Wolf: Well, you know — he started to have sex with her when she was asleep. Correct.

Friedman: And that’s rape.

Wolfe: She was half asleep. Then she woke up. Then they discussed how they would have sex, under what conditions, which is to me negotiating consent … they had a negotiation in which they both agreed not to use a condom, and then he went ahead and they made love.

Oof.
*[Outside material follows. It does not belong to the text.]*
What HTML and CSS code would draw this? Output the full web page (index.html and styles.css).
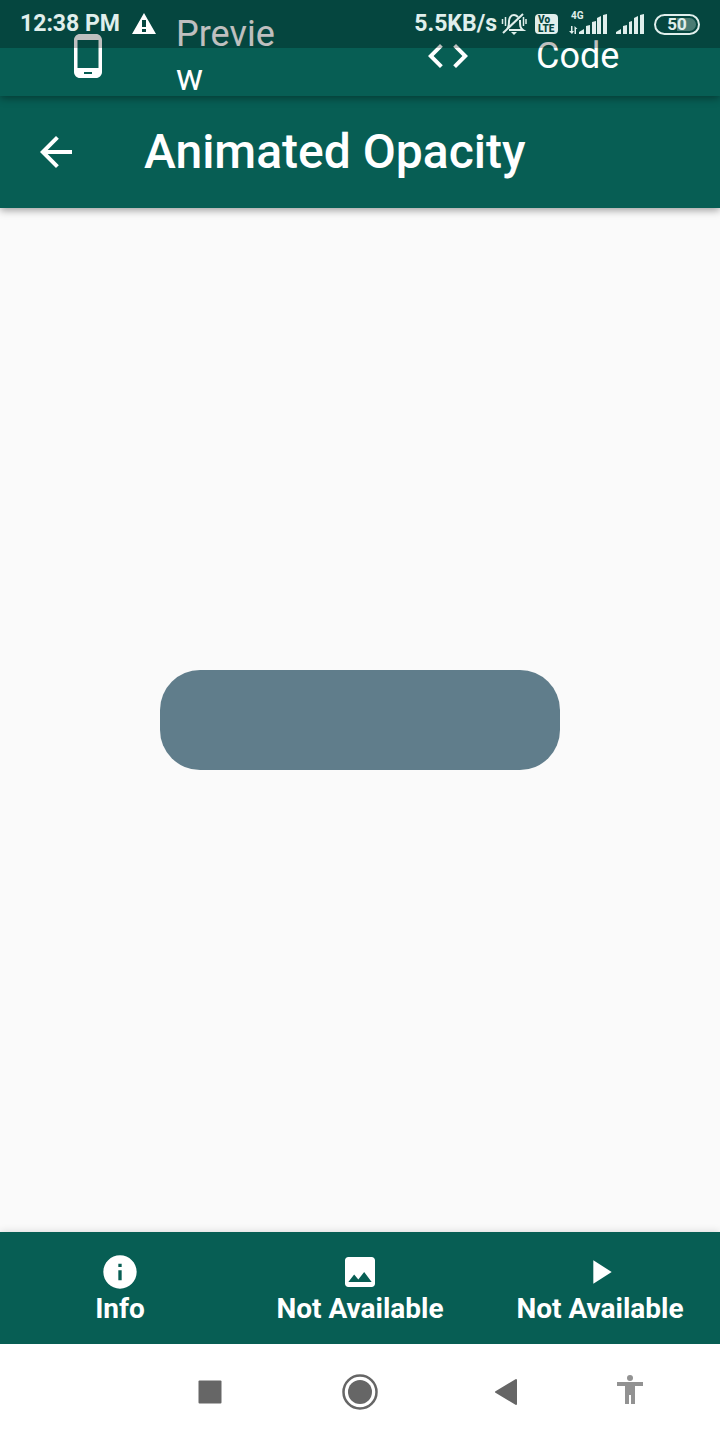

Okay.

Let’s start by looking at the Guardian’s discussion of this incident — which is, again, the one that Wolf herself is relying on:

She had awoken to find him having sex with her, she said, but when she asked whether he was wearing a condom he said no. “According to her statement, she said: ‘You better not have HIV’ and he answered: ‘Of course not,’ ” but “she couldn’t be bothered to tell him one more time because she had been going on about the condom all night. She had never had unprotected sex before.”

So she’s asleep. Not “half asleep.” Asleep. She wakes up. He’s fucking her. He’s inside her. And what’s the “discussion” that follows? Is it initiated by him? No. Is it conducted on neutral terms? No.

It’s her asking him, while he’s fucking her, whether he’s complying with her previous explicit, non-negotiable demand that he use a condom.

And him saying he isn’t.

And continuing to fuck her.

And her giving up and letting him.

That’s the “discussion.” That’s the “negotiation.” That’s the prelude to their “making love.”

This isn’t a situation in which two people collectively negotiate the terms of consensual sex. This is a situation in which one person wants to do something, the person he’s with says no, and he waits until she’s asleep and does it anyway. Without asking. Without even telling her he’s done it until she asks him. And without stopping, once she’s awake and grilling him, to see whether what he’s doing is okay.

That’s not negotiation. That’s not discussion. That’s not ambiguous. That’s rape.

Third Update | Still watching. This exchange says it all:

Friedman: If someone asks me twenty times, do I want to have sex with them, or do I want to have sex without a condom, or whatever sexual act we’re negotiating, and I say no twenty times, and the twenty-first time I say yes because I am worn down, and because I’m being pressured and coerced and I’m afraid, and because I woke up to him already raping me, and I’m freaked out, that is not real consent. That is not a chance to have actual consent. That’s not legitimate consent.

Wolf: Well, I guess you and I will have to part ways.

Guess so.

Trigger Warning | There’s some very intense, very troubling stuff in the (377!) comments that follow. It’s also important to note that comments are now closed.